*Source data*:
########################################
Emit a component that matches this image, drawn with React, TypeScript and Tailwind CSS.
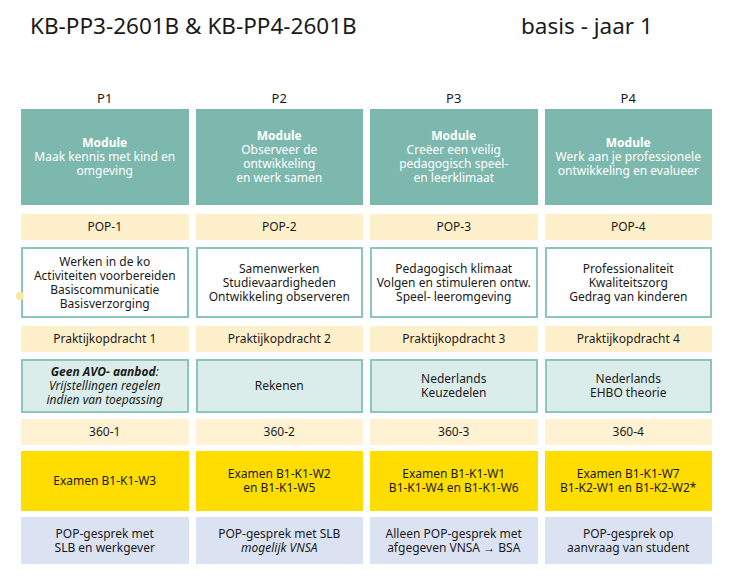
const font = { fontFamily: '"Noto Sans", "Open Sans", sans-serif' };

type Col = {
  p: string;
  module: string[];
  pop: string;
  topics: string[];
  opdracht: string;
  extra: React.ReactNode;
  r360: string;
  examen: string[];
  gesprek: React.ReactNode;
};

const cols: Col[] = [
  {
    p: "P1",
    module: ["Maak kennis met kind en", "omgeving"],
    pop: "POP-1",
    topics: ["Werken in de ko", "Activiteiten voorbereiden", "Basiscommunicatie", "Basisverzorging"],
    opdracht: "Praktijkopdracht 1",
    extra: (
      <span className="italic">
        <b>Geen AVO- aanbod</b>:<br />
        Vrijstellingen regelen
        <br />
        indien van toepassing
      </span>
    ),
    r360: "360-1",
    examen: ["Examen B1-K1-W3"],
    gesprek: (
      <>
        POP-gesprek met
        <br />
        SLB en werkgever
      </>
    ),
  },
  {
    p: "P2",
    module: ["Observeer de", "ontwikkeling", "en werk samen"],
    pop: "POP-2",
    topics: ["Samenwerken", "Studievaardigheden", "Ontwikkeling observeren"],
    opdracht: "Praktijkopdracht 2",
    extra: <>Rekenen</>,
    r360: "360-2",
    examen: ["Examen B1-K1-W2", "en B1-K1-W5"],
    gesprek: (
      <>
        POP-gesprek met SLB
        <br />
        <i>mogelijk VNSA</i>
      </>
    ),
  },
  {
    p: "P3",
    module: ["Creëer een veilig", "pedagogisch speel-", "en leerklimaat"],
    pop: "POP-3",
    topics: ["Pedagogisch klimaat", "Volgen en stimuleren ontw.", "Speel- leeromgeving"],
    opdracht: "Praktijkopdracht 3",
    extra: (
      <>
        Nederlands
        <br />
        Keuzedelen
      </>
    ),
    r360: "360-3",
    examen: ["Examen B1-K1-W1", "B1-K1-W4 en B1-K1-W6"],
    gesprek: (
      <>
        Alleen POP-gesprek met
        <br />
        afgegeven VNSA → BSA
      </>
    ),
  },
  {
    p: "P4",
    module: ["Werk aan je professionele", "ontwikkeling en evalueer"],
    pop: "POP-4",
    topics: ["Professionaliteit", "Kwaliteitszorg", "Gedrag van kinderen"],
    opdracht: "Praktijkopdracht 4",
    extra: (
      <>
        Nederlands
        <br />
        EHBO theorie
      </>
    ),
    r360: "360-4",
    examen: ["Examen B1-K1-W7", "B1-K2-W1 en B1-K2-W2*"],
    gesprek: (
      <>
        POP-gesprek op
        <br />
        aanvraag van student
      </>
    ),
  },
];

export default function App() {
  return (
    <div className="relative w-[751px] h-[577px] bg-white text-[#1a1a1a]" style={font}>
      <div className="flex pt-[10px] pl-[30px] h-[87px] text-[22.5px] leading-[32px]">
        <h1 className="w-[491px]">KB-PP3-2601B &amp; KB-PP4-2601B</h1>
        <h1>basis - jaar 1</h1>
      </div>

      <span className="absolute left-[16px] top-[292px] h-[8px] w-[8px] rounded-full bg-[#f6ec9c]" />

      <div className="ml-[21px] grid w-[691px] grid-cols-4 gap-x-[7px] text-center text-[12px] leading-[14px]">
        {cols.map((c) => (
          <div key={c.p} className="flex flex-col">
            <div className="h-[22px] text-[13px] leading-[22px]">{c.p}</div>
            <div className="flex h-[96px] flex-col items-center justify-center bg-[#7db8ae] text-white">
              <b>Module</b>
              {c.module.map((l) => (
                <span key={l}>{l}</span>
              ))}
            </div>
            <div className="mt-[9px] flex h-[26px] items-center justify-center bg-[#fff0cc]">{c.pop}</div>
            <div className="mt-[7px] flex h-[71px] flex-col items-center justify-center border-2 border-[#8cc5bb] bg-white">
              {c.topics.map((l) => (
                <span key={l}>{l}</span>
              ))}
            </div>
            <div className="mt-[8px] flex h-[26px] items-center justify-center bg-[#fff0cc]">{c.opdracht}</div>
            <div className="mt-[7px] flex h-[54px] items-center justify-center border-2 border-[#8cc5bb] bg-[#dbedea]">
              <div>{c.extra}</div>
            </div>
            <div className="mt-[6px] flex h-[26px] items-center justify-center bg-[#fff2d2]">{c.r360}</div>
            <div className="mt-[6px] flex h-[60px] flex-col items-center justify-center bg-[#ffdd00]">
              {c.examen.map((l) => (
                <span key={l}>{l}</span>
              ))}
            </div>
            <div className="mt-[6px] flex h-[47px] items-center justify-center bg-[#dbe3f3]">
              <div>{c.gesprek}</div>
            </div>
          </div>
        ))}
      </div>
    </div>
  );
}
########################################
*Goal*: Leave the images out and output the remaining material exactly as it stands.

*The reply*:
Emit a component that matches this image, drawn with React, TypeScript and Tailwind CSS.
const font = { fontFamily: '"Noto Sans", "Open Sans", sans-serif' };

type Col = {
  p: string;
  module: string[];
  pop: string;
  topics: string[];
  opdracht: string;
  extra: React.ReactNode;
  r360: string;
  examen: string[];
  gesprek: React.ReactNode;
};

const cols: Col[] = [
  {
    p: "P1",
    module: ["Maak kennis met kind en", "omgeving"],
    pop: "POP-1",
    topics: ["Werken in de ko", "Activiteiten voorbereiden", "Basiscommunicatie", "Basisverzorging"],
    opdracht: "Praktijkopdracht 1",
    extra: (
      <span className="italic">
        <b>Geen AVO- aanbod</b>:<br />
        Vrijstellingen regelen
        <br />
        indien van toepassing
      </span>
    ),
    r360: "360-1",
    examen: ["Examen B1-K1-W3"],
    gesprek: (
      <>
        POP-gesprek met
        <br />
        SLB en werkgever
      </>
    ),
  },
  {
    p: "P2",
    module: ["Observeer de", "ontwikkeling", "en werk samen"],
    pop: "POP-2",
    topics: ["Samenwerken", "Studievaardigheden", "Ontwikkeling observeren"],
    opdracht: "Praktijkopdracht 2",
    extra: <>Rekenen</>,
    r360: "360-2",
    examen: ["Examen B1-K1-W2", "en B1-K1-W5"],
    gesprek: (
      <>
        POP-gesprek met SLB
        <br />
        <i>mogelijk VNSA</i>
      </>
    ),
  },
  {
    p: "P3",
    module: ["Creëer een veilig", "pedagogisch speel-", "en leerklimaat"],
    pop: "POP-3",
    topics: ["Pedagogisch klimaat", "Volgen en stimuleren ontw.", "Speel- leeromgeving"],
    opdracht: "Praktijkopdracht 3",
    extra: (
      <>
        Nederlands
        <br />
        Keuzedelen
      </>
    ),
    r360: "360-3",
    examen: ["Examen B1-K1-W1", "B1-K1-W4 en B1-K1-W6"],
    gesprek: (
      <>
        Alleen POP-gesprek met
        <br />
        afgegeven VNSA → BSA
      </>
    ),
  },
  {
    p: "P4",
    module: ["Werk aan je professionele", "ontwikkeling en evalueer"],
    pop: "POP-4",
    topics: ["Professionaliteit", "Kwaliteitszorg", "Gedrag van kinderen"],
    opdracht: "Praktijkopdracht 4",
    extra: (
      <>
        Nederlands
        <br />
        EHBO theorie
      </>
    ),
    r360: "360-4",
    examen: ["Examen B1-K1-W7", "B1-K2-W1 en B1-K2-W2*"],
    gesprek: (
      <>
        POP-gesprek op
        <br />
        aanvraag van student
      </>
    ),
  },
];

export default function App() {
  return (
    <div className="relative w-[751px] h-[577px] bg-white text-[#1a1a1a]" style={font}>
      <div className="flex pt-[10px] pl-[30px] h-[87px] text-[22.5px] leading-[32px]">
        <h1 className="w-[491px]">KB-PP3-2601B &amp; KB-PP4-2601B</h1>
        <h1>basis - jaar 1</h1>
      </div>

      <span className="absolute left-[16px] top-[292px] h-[8px] w-[8px] rounded-full bg-[#f6ec9c]" />

      <div className="ml-[21px] grid w-[691px] grid-cols-4 gap-x-[7px] text-center text-[12px] leading-[14px]">
        {cols.map((c) => (
          <div key={c.p} className="flex flex-col">
            <div className="h-[22px] text-[13px] leading-[22px]">{c.p}</div>
            <div className="flex h-[96px] flex-col items-center justify-center bg-[#7db8ae] text-white">
              <b>Module</b>
              {c.module.map((l) => (
                <span key={l}>{l}</span>
              ))}
            </div>
            <div className="mt-[9px] flex h-[26px] items-center justify-center bg-[#fff0cc]">{c.pop}</div>
            <div className="mt-[7px] flex h-[71px] flex-col items-center justify-center border-2 border-[#8cc5bb] bg-white">
              {c.topics.map((l) => (
                <span key={l}>{l}</span>
              ))}
            </div>
            <div className="mt-[8px] flex h-[26px] items-center justify-center bg-[#fff0cc]">{c.opdracht}</div>
            <div className="mt-[7px] flex h-[54px] items-center justify-center border-2 border-[#8cc5bb] bg-[#dbedea]">
              <div>{c.extra}</div>
            </div>
            <div className="mt-[6px] flex h-[26px] items-center justify-center bg-[#fff2d2]">{c.r360}</div>
            <div className="mt-[6px] flex h-[60px] flex-col items-center justify-center bg-[#ffdd00]">
              {c.examen.map((l) => (
                <span key={l}>{l}</span>
              ))}
            </div>
            <div className="mt-[6px] flex h-[47px] items-center justify-center bg-[#dbe3f3]">
              <div>{c.gesprek}</div>
            </div>
          </div>
        ))}
      </div>
    </div>
  );
}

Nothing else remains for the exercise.